Technology does continue to improve and adapt to challenging geological conditions, but at some point, extracting methane gas will become more difficult and more expensive. Producers are already noting that continued expansion of drilling will necessitate the manufacture of new equipment, which further adds to the cost of future methane gas extraction.
Nowhere to Go But Up
There is a saying in the gas markets analysis business: “Future prices are no indication of future prices.” Analysts readily acknowledge the complexity of forecasting the price of methane gas molecules at any given future point in time. The only verifiable direction is up, due to the influences listed above. Methane gas is a fuel. It is subject to the limits of physics, and once it is extracted, transported, and burned, it is gone forever. To keep methane gas plants running, we must go find, extract, and transport more methane gas molecules that are 1) a finite commodity and 2) becoming increasingly elusive.
Any utility executive who testifies before a regulatory body with assurances that gas supply will respond to price signals to meet demand to keep prices steady is simply wrong. Demand pressures are building, and competition for molecules includes players with far deeper pockets than utility ratepayers, and this will place upward pressure on prices. Increasing competition for molecules will also make the short-term spikes even higher. The gas exploration and production industry is consolidating, giving the suppliers more pricing power to push prices and profits up.
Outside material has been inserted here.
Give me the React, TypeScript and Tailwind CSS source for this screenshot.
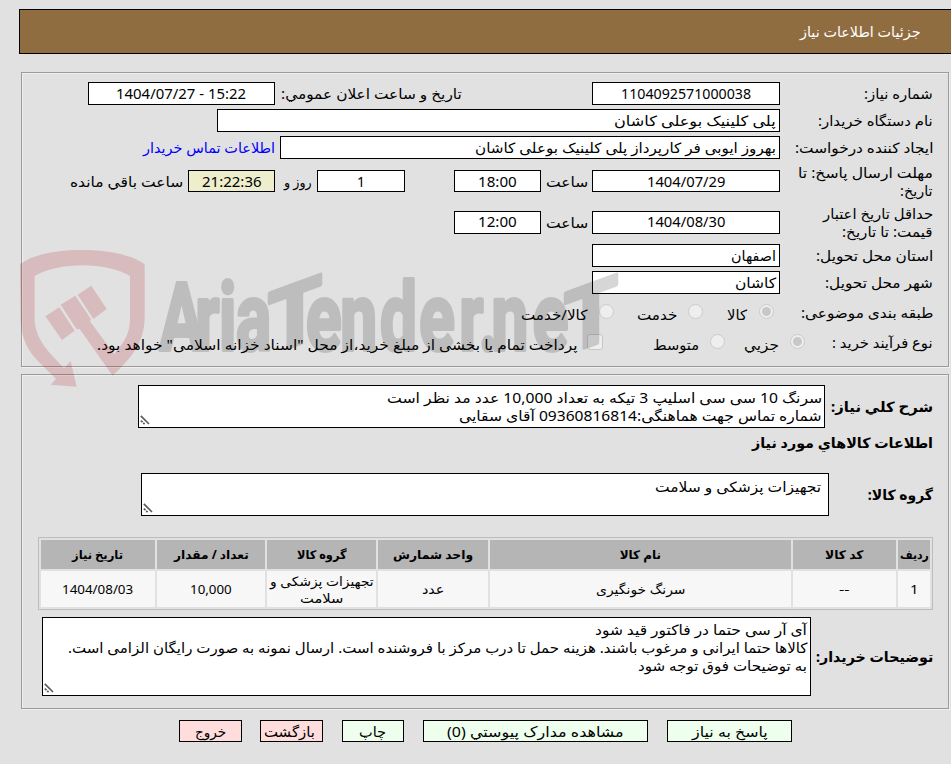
import { useLayoutEffect, useRef, useState, type ReactNode } from "react";

/** Single line of text set to an exact measure. */
function Fit({ w, className = "", children }: { w: number; className?: string; children: ReactNode }) {
  const ref = useRef<HTMLSpanElement>(null);
  const [scale, setScale] = useState(1);
  useLayoutEffect(() => {
    if (ref.current && ref.current.offsetWidth) setScale(w / ref.current.offsetWidth);
  }, [w]);
  return (
    <span className={`block shrink-0 ${className}`} style={{ width: w }}>
      <span ref={ref} className="block w-max origin-right whitespace-nowrap" style={{ transform: `scaleX(${scale})` }}>
        {children}
      </span>
    </span>
  );
}

function Box({ className = "", tone = "bg-white", children }: { className?: string; tone?: string; children: ReactNode }) {
  return (
    <div className={`flex shrink-0 items-center border border-black ${tone} ${className}`}>{children}</div>
  );
}

function Row({ className = "", label, children }: { className?: string; label: ReactNode; children: ReactNode }) {
  return (
    <div className={`flex items-center ${className}`}>
      <div className="w-[153px] shrink-0">{label}</div>
      {children}
    </div>
  );
}

function Radio({ checked = false, className = "" }: { checked?: boolean; className?: string }) {
  return (
    <span
      className={`flex size-[15px] shrink-0 items-center justify-center rounded-full border border-[#cbcbcb] bg-[#eeeeee] ${className}`}
    >
      {checked && <span className="size-[9px] rounded-full bg-[#c8c8c8]" />}
    </span>
  );
}

function Grip() {
  return (
    <svg className="absolute bottom-[2px] left-[1px]" width="10" height="10" viewBox="0 0 10 10" stroke="#5c5c5c" strokeWidth="1.7" fill="none">
      <path d="M0.8 0.8L9 9M0.8 5.6L2.6 7.2M3.2 7.8L4.6 9.2" />
    </svg>
  );
}

function Panel({ className, children }: { className: string; children: ReactNode }) {
  return (
    <section
      className={`mr-[2px] w-[928px] border border-[#9b9b9b] pr-[15px] shadow-[1px_1px_0_#efefef,inset_1px_1px_0_#efefef] ${className}`}
    >
      {children}
    </section>
  );
}

const columns = [
  { title: "ردیف", tw: 29, value: "1", vw: 8, width: "w-[32px]" },
  { title: "کد کالا", tw: 38, value: "--", vw: 10, width: "w-[103px]" },
  { title: "نام کالا", tw: 41, value: "سرنگ خونگیری", vw: 90, width: "w-[301px]" },
  { title: "واحد شمارش", tw: 80, value: "عدد", vw: 22, width: "w-[110px]" },
  { title: "گروه کالا", tw: 50, value: "", vw: 0, width: "w-[109px]" },
  { title: "تعداد / مقدار", tw: 75, value: "10,000", vw: 42, width: "w-[108px]" },
  { title: "تاریخ نیاز", tw: 51, value: "1404/08/03", vw: 71, width: "w-[114px]" },
];

const buttons = [
  { text: "پاسخ به نیاز", tw: 76, style: "mr-[159px] w-[125px] bg-[#eeffee]" },
  { text: "مشاهده مدارک پیوستي (0)", tw: 177, style: "mr-[19px] w-[225px] bg-[#eeffee]" },
  { text: "چاپ", tw: 27, style: "mr-[19px] w-[62px] bg-[#eeffee]" },
  { text: "بازگشت", tw: 51, style: "mr-[19px] w-[63px] bg-[#ffdddd] pr-[4px]" },
  { text: "خروج", tw: 31, style: "mr-[18px] w-[63px] bg-[#ffdddd]" },
];

function Watermark() {
  return (
    <svg className="pointer-events-none absolute left-0 top-0" width="951" height="764" viewBox="0 0 951 764">
      <g transform="translate(0 230) scale(.33333)" fill="#a8000a" fillOpacity=".17">
        <path d="M60 103C130 46 360 46 434 103V260C434 345 385 390 338 437L239 297L230 298L182 224L226 197L273 268L270 274L342 372C375 335 390 310 390 265V138C320 95 175 95 104 138V265C104 330 150 370 192 414L212 394L230 470L152 464L168 447C125 400 62 365 62 265Z" />
        <path d="M136 259L178 232L224 302L186 330ZM233 194L274 167L320 237L280 267Z" />
      </g>
      <g
        opacity=".17"
        fill="#141414"
        stroke="#141414"
        strokeWidth="4"
        strokeLinejoin="round"
        fontFamily="Roboto, 'Liberation Sans', sans-serif"
        fontWeight="700"
        fontSize="94"
        style={{ direction: "ltr" }}
      >
        <text transform="translate(0 350) scale(.7 1)" x="228 279 313 337">Aria</text>
        <text transform="translate(0 350) scale(.7 1)" x="437 486 543 599 656 684 702 761">ender.ne</text>
        <text transform="translate(268 355) skewY(-20)" fontSize="86" textLength="54" lengthAdjust="spacingAndGlyphs">T</text>
        <text transform="translate(564 355) skewY(-20)" fontSize="86" textLength="54" lengthAdjust="spacingAndGlyphs">T</text>
      </g>
    </svg>
  );
}

export default function App() {
  return (
    <div
      dir="rtl"
      className="relative h-[764px] w-[951px] overflow-hidden bg-[#e1e1e1] pt-[9px] font-['Noto_Sans','DejaVu_Sans',sans-serif] text-[14px] leading-[18px] text-black"
    >
      <header className="flex h-[45px] w-[932px] items-center border-y border-l border-black bg-[#8f6d40] pr-[30px] pt-px text-white">
        <Fit w={121}>جزئیات اطلاعات نیاز</Fit>
      </header>

      <Panel className="mt-[18px] h-[295px] pt-[9px]">
        <Row className="h-[23px]" label={<Fit w={69} className="pt-px">شماره نیاز:</Fit>}>
          <Box className="h-[23px] w-[188px] justify-center"><Fit w={130}>1104092571000038</Fit></Box>
          <Fit w={181} className="mr-[130px] pt-px">تاریخ و ساعت اعلان عمومي:</Fit>
          <Box className="mr-[6px] h-[23px] w-[187px] justify-center"><Fit w={130}><bdo dir="ltr">1404/07/27 - 15:22</bdo></Fit></Box>
        </Row>
        <Row className="mt-[4px] h-[23px]" label={<Fit w={115} className="pt-px">نام دستگاه خریدار:</Fit>}>
          <Box className="h-[23px] w-[563px] pr-[3px] pt-px"><Fit w={162}>پلی کلینیک بوعلی کاشان</Fit></Box>
        </Row>
        <Row className="mt-[4px] h-[23px]" label={<Fit w={138} className="pt-px">ایجاد کننده درخواست:</Fit>}>
          <Box className="h-[23px] w-[500px] pr-[3px] pt-px"><Fit w={301}>بهروز ایوبی فر کارپرداز پلی کلینیک بوعلی کاشان</Fit></Box>
          <Fit w={132} className="mr-[5px] pt-px text-[#0000ff]">اطلاعات تماس خریدار</Fit>
        </Row>
        <Row className="mt-[4px] h-[36px]" label={<div className="pt-[2px]"><Fit w={135}>مهلت ارسال پاسخ: تا</Fit><Fit w={33}>تاریخ:</Fit></div>}>
          <Box className="h-[22px] w-[188px] justify-center pt-px"><Fit w={78}>1404/07/29</Fit></Box>
          <Fit w={42} className="mr-[4px] pt-[2px]">ساعت</Fit>
          <Box className="mr-[5px] h-[22px] w-[87px] justify-center pt-px"><Fit w={39}>18:00</Fit></Box>
          <Box className="mr-[49px] h-[22px] w-[88px] justify-center pt-px"><Fit w={8}>1</Fit></Box>
          <Fit w={28} className="mr-[5px] pt-[2px]">روز و</Fit>
          <Box tone="bg-[#eeeecc]" className="mr-[9px] h-[22px] w-[87px] justify-center pt-px"><Fit w={60}>21:22:36</Fit></Box>
          <Fit w={113} className="mr-[5px] pt-[2px]">ساعت باقي مانده</Fit>
        </Row>
        <Row className="mt-[5px] h-[36px]" label={<div className="pt-[2px]"><Fit w={110}>حداقل تاریخ اعتبار</Fit><Fit w={91}>قیمت: تا تاریخ:</Fit></div>}>
          <Box className="h-[23px] w-[188px] justify-center"><Fit w={78}>1404/08/30</Fit></Box>
          <Fit w={42} className="mr-[4px] pt-[2px]">ساعت</Fit>
          <Box className="mr-[5px] h-[23px] w-[87px] justify-center"><Fit w={39}>12:00</Fit></Box>
        </Row>
        <Row className="mt-[4px] h-[23px]" label={<Fit w={117} className="pt-px">استان محل تحویل:</Fit>}>
          <Box className="h-[23px] w-[188px] pr-[3px] pt-px"><Fit w={45}>اصفهان</Fit></Box>
        </Row>
        <Row className="mt-[4px] h-[23px]" label={<Fit w={108} className="pt-px">شهر محل تحویل:</Fit>}>
          <Box className="h-[23px] w-[188px] pr-[3px] pt-px"><Fit w={41}>کاشان</Fit></Box>
        </Row>
        <Row className="mt-[8px] h-[22px]" label={<Fit w={132}>طبقه بندی موضوعی:</Fit>}>
          <Radio checked className="mb-[3px] mr-[6px]" />
          <Fit w={20} className="mr-[12px] pt-[3px]">کالا</Fit>
          <Radio className="mb-[3px] mr-[24px]" />
          <Fit w={40} className="mr-[11px] pt-[3px]">خدمت</Fit>
          <Radio className="mb-[3px] mr-[23px]" />
          <Fit w={66} className="mr-[12px] pt-[3px]">کالا/خدمت</Fit>
        </Row>
        <div className="mt-[8px] flex h-[22px] items-center">
          <Fit w={101}>نوع فرآیند خرید :</Fit>
          <Radio checked className="mb-[3px] mr-[27px]" />
          <Fit w={35} className="mr-[11px] pt-[3px]">جزیي</Fit>
          <Radio className="mb-[3px] mr-[19px]" />
          <Fit w={46} className="mr-[11px] pt-[3px]">متوسط</Fit>
          <span className="mb-[3px] mr-[50px] size-[16px] shrink-0 rounded-[3px] border border-[#c6c6c6] bg-[#eeeeee]" />
          <Fit w={481} className="mr-[9px] pt-[3px]">پرداخت تمام یا بخشی از مبلغ خرید،از محل "اسناد خزانه اسلامی" خواهد بود.</Fit>
        </div>
      </Panel>

      <Panel className="mt-[7px] h-[335px] pt-[10px]">
        <div className="flex items-center">
          <Fit w={102} className="font-bold">شرح کلي نیاز:</Fit>
          <div className="relative mr-[6px] h-[43px] w-[687px] border border-black bg-white pr-[2px] pt-[3px]">
            <Fit w={435}>سرنگ 10 سی سی اسلیپ 3 تیکه به تعداد 10,000 عدد مد نظر است</Fit>
            <Fit w={363}>شماره تماس جهت هماهنگی:09360816814 آقای سقایی</Fit>
            <Grip />
          </div>
        </div>
        <Fit w={181} className="mt-[6px] font-bold">اطلاعات کالاهاي مورد نیاز</Fit>
        <div className="mt-[21px] flex items-center">
          <Fit w={65} className="font-bold">گروه کالا:</Fit>
          <div className="relative mr-[39px] h-[43px] w-[688px] border border-black bg-white pr-[7px] pt-[4px]">
            <Fit w={166}>تجهیزات پزشکی و سلامت</Fit>
            <Grip />
          </div>
        </div>
        <div className="mt-[21px] h-[73px] w-[895px] border border-[#bcbcbc] p-[2px] text-[13px]">
          <div className="flex gap-[2px] text-[12px] font-bold">
            {columns.map((c) => (
              <div key={c.title} className={`flex h-[29px] shrink-0 items-center justify-center bg-[#b5b5b5] ${c.width}`}>
                <Fit w={c.tw}>{c.title}</Fit>
              </div>
            ))}
          </div>
          <div className="mt-[2px] flex gap-[2px]">
            {columns.map((c) => (
              <div key={c.title} className={`flex h-[36px] shrink-0 flex-col items-center justify-center bg-[#f7f7f7] pt-px leading-[17px] ${c.width}`}>
                {c.value ? (
                  <Fit w={c.vw}>{c.value}</Fit>
                ) : (
                  <>
                    <Fit w={104}>تجهیزات پزشکی و</Fit>
                    <Fit w={43}>سلامت</Fit>
                  </>
                )}
              </div>
            ))}
          </div>
        </div>
        <div className="mt-[7px] flex items-center">
          <Fit w={117} className="font-bold">توضیحات خریدار:</Fit>
          <div className="relative mr-[5px] h-[79px] w-[769px] border border-black bg-white pr-[3px] pt-[3px]">
            <Fit w={212}>آی آر سی حتما در فاکتور قید شود</Fit>
            <Fit w={739}>کالاها حتما ایرانی و مرغوب باشند. هزینه حمل تا درب مرکز با فروشنده است. ارسال نمونه به صورت رایگان الزامی است.</Fit>
            <Fit w={169}>به توضیحات فوق توجه شود</Fit>
            <Grip />
          </div>
        </div>
      </Panel>

      <div className="mt-[11px] flex">
        {buttons.map((b) => (
          <button key={b.text} className={`flex h-[22px] shrink-0 items-center justify-center border border-black pt-[2px] ${b.style}`}>
            <Fit w={b.tw}>{b.text}</Fit>
          </button>
        ))}
      </div>
      <Watermark />
    </div>
  );
}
But our Southeastern utilities are choosing to double down on gas. Their shareholders have no skin in the game, no risk. Ratepayers – electricity bill payers – shoulder the entirety of the risk. This is occurring at a time when 1) renewables and battery storage are still getting cheaper while gas construction costs skyrocket, 2) technology is making demand-side and distributed resources even easier to coordinate as a dispatchable resource, 3) multi-day dispatchable energy storage is ready and being deployed in other parts of the country, 4) better transmission interconnections can help us share resources efficiently with neighbors near and far, and 5) the sun and wind are still free.
The sun and the wind will always be free.